Click through the slideshow, below, to read how cutting-edge influencers are harnessing the platform's powers.
Often 20 seconds or less and featuring users performing slightly addictive dances to popular songs, videos in this genre have been responsible for some of the most prolific trends on TikTok, like the Git Up or the viral choreography to Mariah Carey's "Obsessed." These clips are usually appealing for one of two seemingly opposite reasons: the dance moves are either easy to learn and replicate or they're practically impossible and a challenge for other users to try to perfect.
When did you join TikTok?
I started TikTok last November because one of my close friends in high school told me about this app that had this shuffle dance that was trending. We went straight to the restroom and filmed it right on the spot.

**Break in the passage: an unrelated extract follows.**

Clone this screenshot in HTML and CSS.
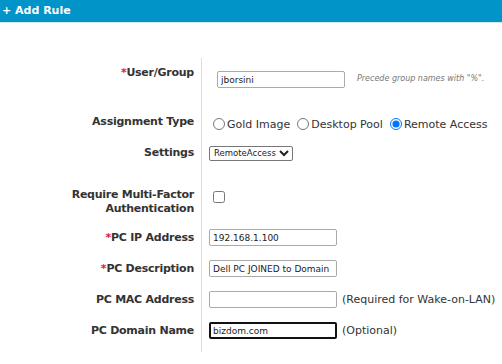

What's your favorite audio or trend?
My favorite trend is definitely the clock woah!
What's your best performing TikTok?
My best performing TikTok is our Git Up Challenge dance with Harvey Bass. A lot of people don't know this, but me and my brother Davonte are the creators of the #GitUpChallenge dance!
How would you describe your genre of TikTok?
My genre of TikTok is all over the place, but I'm mostly known for dancing with my brother Davonte and our goofy humor.
Has being TikTok-famous changed your life at all? If so, how?
Life is definitely different! My brother, our best friend and I bought a one-way ticket to VidCon from NY and we ended up living in a content house in LA with other famous TikTokers known as Inspir3! It's honestly the best and craziest thing that's ever happened to me!